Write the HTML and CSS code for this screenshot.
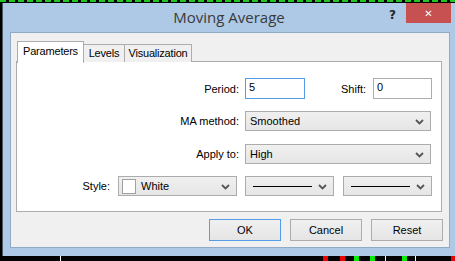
FILE: index.html
```html
<!DOCTYPE html>
<html lang="en">

<head>
    <meta charset="UTF-8">
    <title>Moving Average</title>
    <link rel="stylesheet" href="styles.css">
</head>

<body>
    <div class="chart">
        <div class="chart-top"></div>
        <div class="window">
            <div class="titlebar">
                <span class="title">Moving Average</span>
                <span class="help">?</span>
                <span class="close">&#x2715;</span>
            </div>
            <div class="client">
                <div class="tabs">
                    <div class="tab active">Parameters</div>
                    <div class="tab levels">Levels</div>
                    <div class="tab visual">Visualization</div>
                </div>
                <div class="panel">
                    <div class="row row-period">
                        <label class="label">Period:</label>
                        <div class="input focus">5</div>
                        <label class="label shift-label">Shift:</label>
                        <div class="input shift">0</div>
                    </div>
                    <div class="row">
                        <label class="label">MA method:</label>
                        <div class="select wide">Smoothed<svg class="arrow" width="9" height="6" viewBox="0 0 9 6"><polyline points="1,1 4.5,4.5 8,1" fill="none" stroke="#555" stroke-width="1.8"/></svg></div>
                    </div>
                    <div class="row">
                        <label class="label">Apply to:</label>
                        <div class="select wide">High<svg class="arrow" width="9" height="6" viewBox="0 0 9 6"><polyline points="1,1 4.5,4.5 8,1" fill="none" stroke="#555" stroke-width="1.8"/></svg></div>
                    </div>
                    <div class="row">
                        <label class="label style-label">Style:</label>
                        <div class="select color"><span class="swatch"></span>White<svg class="arrow" width="9" height="6" viewBox="0 0 9 6"><polyline points="1,1 4.5,4.5 8,1" fill="none" stroke="#555" stroke-width="1.8"/></svg></div>
                        <div class="select line"><span class="stroke"></span><svg class="arrow" width="9" height="6" viewBox="0 0 9 6"><polyline points="1,1 4.5,4.5 8,1" fill="none" stroke="#555" stroke-width="1.8"/></svg></div>
                        <div class="select line"><span class="stroke"></span><svg class="arrow" width="9" height="6" viewBox="0 0 9 6"><polyline points="1,1 4.5,4.5 8,1" fill="none" stroke="#555" stroke-width="1.8"/></svg></div>
                    </div>
                </div>
                <div class="buttons">
                    <button class="default">OK</button>
                    <button>Cancel</button>
                    <button>Reset</button>
                </div>
            </div>
        </div>
        <div class="chart-bottom">
            <span class="candle red" style="left: 323px"></span>
            <span class="candle red" style="left: 340px"></span>
            <span class="candle green" style="left: 354px"></span>
            <span class="candle green" style="left: 370px"></span>
            <span class="candle white" style="left: 385px"></span>
            <span class="candle green" style="left: 402px"></span>
            <span class="candle white" style="left: 415px"></span>
            <span class="candle red" style="left: 451px"></span>
            <span class="candle white" style="left: 60px"></span>
        </div>
    </div>
</body>
</html>
```

FILE: styles.css
```css
body {
    margin: 0;
    padding: 0;
    background-color: #000;
    font-family: "Liberation Sans", Arial, sans-serif;
    font-size: 11px;
    color: #000;
    overflow: hidden;
}

.chart {
    width: 455px;
    height: 261px;
    position: relative;
    overflow: hidden;
}

.chart-top {
    height: 3px;
    background: repeating-linear-gradient(90deg, #22c422 0 6px, #000 6px 9px) top / 100% 2px no-repeat;
}

.window {
    height: 253px;
    margin-left: 2px;
    border-left: 1px solid #4a5866;
    background-color: #adc9e6;
    box-sizing: border-box;
}

/* title bar */
.titlebar {
    height: 29px;
    position: relative;
    display: flex;
    justify-content: center;
    align-items: center;
}

.title {
    font-family: "Open Sans", "Noto Sans", sans-serif;
    font-size: 15px;
    color: #3a3a3a;
    margin-top: -1px;
}

.help {
    position: absolute;
    left: 386px;
    top: 5px;
    font-family: "DejaVu Sans", sans-serif;
    font-weight: bold;
    font-size: 12px;
    color: #222;
}

.close {
    position: absolute;
    left: 403px;
    top: 0;
    width: 45px;
    height: 20px;
    background-color: #c75050;
    color: #fff;
    font-family: "DejaVu Sans", sans-serif;
    font-weight: bold;
    font-size: 10px;
    display: flex;
    justify-content: center;
    align-items: center;
}

/* client area */
.client {
    width: 440px;
    height: 216px;
    margin-left: 7px;
    box-sizing: border-box;
    border: 1px solid #8fa9c6;
    background-color: #f0f0f0;
    padding: 8px 0 0 5px;
}

.tabs {
    display: flex;
    align-items: flex-end;
    height: 21px;
    margin-left: 1px;
    position: relative;
    z-index: 1;
}

.tab {
    height: 18px;
    box-sizing: border-box;
    border: 1px solid #adadad;
    border-bottom: none;
    background-color: #f0f0f0;
    padding-top: 2px;
    margin-left: -1px;
    text-align: center;
    letter-spacing: -0.2px;
}

.tab.active {
    width: 67px;
    height: 22px;
    margin-left: 0;
    margin-bottom: -1px;
    background-color: #fff;
    padding-top: 3px;
}

.tab.levels {
    width: 42px;
}

.tab.visual {
    width: 68px;
}

.panel {
    width: 426px;
    height: 151px;
    box-sizing: border-box;
    border: 1px solid #adadad;
    background-color: #fff;
    margin-top: -1px;
    padding-top: 16px;
}

.row {
    display: flex;
    align-items: center;
    height: 20px;
    margin-bottom: 12.5px;
}

.row-period {
    height: 21px;
    margin-bottom: 12px;
}

.label {
    width: 222px;
    text-align: right;
    margin-right: 6px;
}

.shift-label {
    width: auto;
    margin-left: 36px;
    margin-right: 7px;
}

.style-label {
    width: 93px;
    margin-right: 8px;
}

.input {
    width: 60px;
    height: 21px;
    box-sizing: border-box;
    border: 1px solid #abadb3;
    padding: 2px 0 0 3px;
    background-color: #fff;
}

.input.focus {
    border-color: #569de5;
}

.input.shift {
    width: 59px;
}

.select {
    height: 20px;
    box-sizing: border-box;
    border: 1px solid #acacac;
    background: linear-gradient(#f0f0f0, #e6e6e6);
    display: flex;
    align-items: center;
    padding-left: 4px;
    position: relative;
}

.select.wide {
    width: 186px;
}

.select.color {
    width: 119px;
    margin-right: 8px;
    padding-left: 3px;
}

.select.line {
    width: 89px;
    margin-right: 9px;
}

.arrow {
    position: absolute;
    right: 6px;
    top: 7px;
}

.swatch {
    width: 14px;
    height: 15px;
    box-sizing: border-box;
    border: 1px solid #a0a0a0;
    background-color: #fff;
    margin-right: 5px;
}

.stroke {
    width: 59px;
    height: 1px;
    background-color: #000;
    margin-left: 3px;
}

/* dialog buttons */
.buttons {
    display: flex;
    justify-content: flex-end;
    margin-top: 7px;
    margin-right: 6px;
}

button {
    width: 72px;
    height: 22px;
    margin-left: 9px;
    border: 1px solid #acacac;
    background: linear-gradient(#f0f0f0, #e5e5e5);
    font-family: "Liberation Sans", Arial, sans-serif;
    font-size: 11px;
    color: #000;
    padding: 0;
}

button.default {
    border-color: #569de5;
}

/* chart candles below the dialog */
.chart-bottom {
    height: 5px;
}

.candle {
    position: absolute;
    bottom: 0;
    width: 5px;
    height: 5px;
}

.candle.red {
    background-color: #e00;
}

.candle.green {
    background-color: #0e0;
}

.candle.white {
    width: 1px;
    background-color: #fff;
}
```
======
Quote the material word for word, dropping any images it holds.

Write the HTML and CSS code for this screenshot.
FILE: index.html
```html
<!DOCTYPE html>
<html lang="en">

<head>
    <meta charset="UTF-8">
    <title>Moving Average</title>
    <link rel="stylesheet" href="styles.css">
</head>

<body>
    <div class="chart">
        <div class="chart-top"></div>
        <div class="window">
            <div class="titlebar">
                <span class="title">Moving Average</span>
                <span class="help">?</span>
                <span class="close">&#x2715;</span>
            </div>
            <div class="client">
                <div class="tabs">
                    <div class="tab active">Parameters</div>
                    <div class="tab levels">Levels</div>
                    <div class="tab visual">Visualization</div>
                </div>
                <div class="panel">
                    <div class="row row-period">
                        <label class="label">Period:</label>
                        <div class="input focus">5</div>
                        <label class="label shift-label">Shift:</label>
                        <div class="input shift">0</div>
                    </div>
                    <div class="row">
                        <label class="label">MA method:</label>
                        <div class="select wide">Smoothed<svg class="arrow" width="9" height="6" viewBox="0 0 9 6"><polyline points="1,1 4.5,4.5 8,1" fill="none" stroke="#555" stroke-width="1.8"/></svg></div>
                    </div>
                    <div class="row">
                        <label class="label">Apply to:</label>
                        <div class="select wide">High<svg class="arrow" width="9" height="6" viewBox="0 0 9 6"><polyline points="1,1 4.5,4.5 8,1" fill="none" stroke="#555" stroke-width="1.8"/></svg></div>
                    </div>
                    <div class="row">
                        <label class="label style-label">Style:</label>
                        <div class="select color"><span class="swatch"></span>White<svg class="arrow" width="9" height="6" viewBox="0 0 9 6"><polyline points="1,1 4.5,4.5 8,1" fill="none" stroke="#555" stroke-width="1.8"/></svg></div>
                        <div class="select line"><span class="stroke"></span><svg class="arrow" width="9" height="6" viewBox="0 0 9 6"><polyline points="1,1 4.5,4.5 8,1" fill="none" stroke="#555" stroke-width="1.8"/></svg></div>
                        <div class="select line"><span class="stroke"></span><svg class="arrow" width="9" height="6" viewBox="0 0 9 6"><polyline points="1,1 4.5,4.5 8,1" fill="none" stroke="#555" stroke-width="1.8"/></svg></div>
                    </div>
                </div>
                <div class="buttons">
                    <button class="default">OK</button>
                    <button>Cancel</button>
                    <button>Reset</button>
                </div>
            </div>
        </div>
        <div class="chart-bottom">
            <span class="candle red" style="left: 323px"></span>
            <span class="candle red" style="left: 340px"></span>
            <span class="candle green" style="left: 354px"></span>
            <span class="candle green" style="left: 370px"></span>
            <span class="candle white" style="left: 385px"></span>
            <span class="candle green" style="left: 402px"></span>
            <span class="candle white" style="left: 415px"></span>
            <span class="candle red" style="left: 451px"></span>
            <span class="candle white" style="left: 60px"></span>
        </div>
    </div>
</body>
</html>
```

FILE: styles.css
```css
body {
    margin: 0;
    padding: 0;
    background-color: #000;
    font-family: "Liberation Sans", Arial, sans-serif;
    font-size: 11px;
    color: #000;
    overflow: hidden;
}

.chart {
    width: 455px;
    height: 261px;
    position: relative;
    overflow: hidden;
}

.chart-top {
    height: 3px;
    background: repeating-linear-gradient(90deg, #22c422 0 6px, #000 6px 9px) top / 100% 2px no-repeat;
}

.window {
    height: 253px;
    margin-left: 2px;
    border-left: 1px solid #4a5866;
    background-color: #adc9e6;
    box-sizing: border-box;
}

/* title bar */
.titlebar {
    height: 29px;
    position: relative;
    display: flex;
    justify-content: center;
    align-items: center;
}

.title {
    font-family: "Open Sans", "Noto Sans", sans-serif;
    font-size: 15px;
    color: #3a3a3a;
    margin-top: -1px;
}

.help {
    position: absolute;
    left: 386px;
    top: 5px;
    font-family: "DejaVu Sans", sans-serif;
    font-weight: bold;
    font-size: 12px;
    color: #222;
}

.close {
    position: absolute;
    left: 403px;
    top: 0;
    width: 45px;
    height: 20px;
    background-color: #c75050;
    color: #fff;
    font-family: "DejaVu Sans", sans-serif;
    font-weight: bold;
    font-size: 10px;
    display: flex;
    justify-content: center;
    align-items: center;
}

/* client area */
.client {
    width: 440px;
    height: 216px;
    margin-left: 7px;
    box-sizing: border-box;
    border: 1px solid #8fa9c6;
    background-color: #f0f0f0;
    padding: 8px 0 0 5px;
}

.tabs {
    display: flex;
    align-items: flex-end;
    height: 21px;
    margin-left: 1px;
    position: relative;
    z-index: 1;
}

.tab {
    height: 18px;
    box-sizing: border-box;
    border: 1px solid #adadad;
    border-bottom: none;
    background-color: #f0f0f0;
    padding-top: 2px;
    margin-left: -1px;
    text-align: center;
    letter-spacing: -0.2px;
}

.tab.active {
    width: 67px;
    height: 22px;
    margin-left: 0;
    margin-bottom: -1px;
    background-color: #fff;
    padding-top: 3px;
}

.tab.levels {
    width: 42px;
}

.tab.visual {
    width: 68px;
}

.panel {
    width: 426px;
    height: 151px;
    box-sizing: border-box;
    border: 1px solid #adadad;
    background-color: #fff;
    margin-top: -1px;
    padding-top: 16px;
}

.row {
    display: flex;
    align-items: center;
    height: 20px;
    margin-bottom: 12.5px;
}

.row-period {
    height: 21px;
    margin-bottom: 12px;
}

.label {
    width: 222px;
    text-align: right;
    margin-right: 6px;
}

.shift-label {
    width: auto;
    margin-left: 36px;
    margin-right: 7px;
}

.style-label {
    width: 93px;
    margin-right: 8px;
}

.input {
    width: 60px;
    height: 21px;
    box-sizing: border-box;
    border: 1px solid #abadb3;
    padding: 2px 0 0 3px;
    background-color: #fff;
}

.input.focus {
    border-color: #569de5;
}

.input.shift {
    width: 59px;
}

.select {
    height: 20px;
    box-sizing: border-box;
    border: 1px solid #acacac;
    background: linear-gradient(#f0f0f0, #e6e6e6);
    display: flex;
    align-items: center;
    padding-left: 4px;
    position: relative;
}

.select.wide {
    width: 186px;
}

.select.color {
    width: 119px;
    margin-right: 8px;
    padding-left: 3px;
}

.select.line {
    width: 89px;
    margin-right: 9px;
}

.arrow {
    position: absolute;
    right: 6px;
    top: 7px;
}

.swatch {
    width: 14px;
    height: 15px;
    box-sizing: border-box;
    border: 1px solid #a0a0a0;
    background-color: #fff;
    margin-right: 5px;
}

.stroke {
    width: 59px;
    height: 1px;
    background-color: #000;
    margin-left: 3px;
}

/* dialog buttons */
.buttons {
    display: flex;
    justify-content: flex-end;
    margin-top: 7px;
    margin-right: 6px;
}

button {
    width: 72px;
    height: 22px;
    margin-left: 9px;
    border: 1px solid #acacac;
    background: linear-gradient(#f0f0f0, #e5e5e5);
    font-family: "Liberation Sans", Arial, sans-serif;
    font-size: 11px;
    color: #000;
    padding: 0;
}

button.default {
    border-color: #569de5;
}

/* chart candles below the dialog */
.chart-bottom {
    height: 5px;
}

.candle {
    position: absolute;
    bottom: 0;
    width: 5px;
    height: 5px;
}

.candle.red {
    background-color: #e00;
}

.candle.green {
    background-color: #0e0;
}

.candle.white {
    width: 1px;
    background-color: #fff;
}
```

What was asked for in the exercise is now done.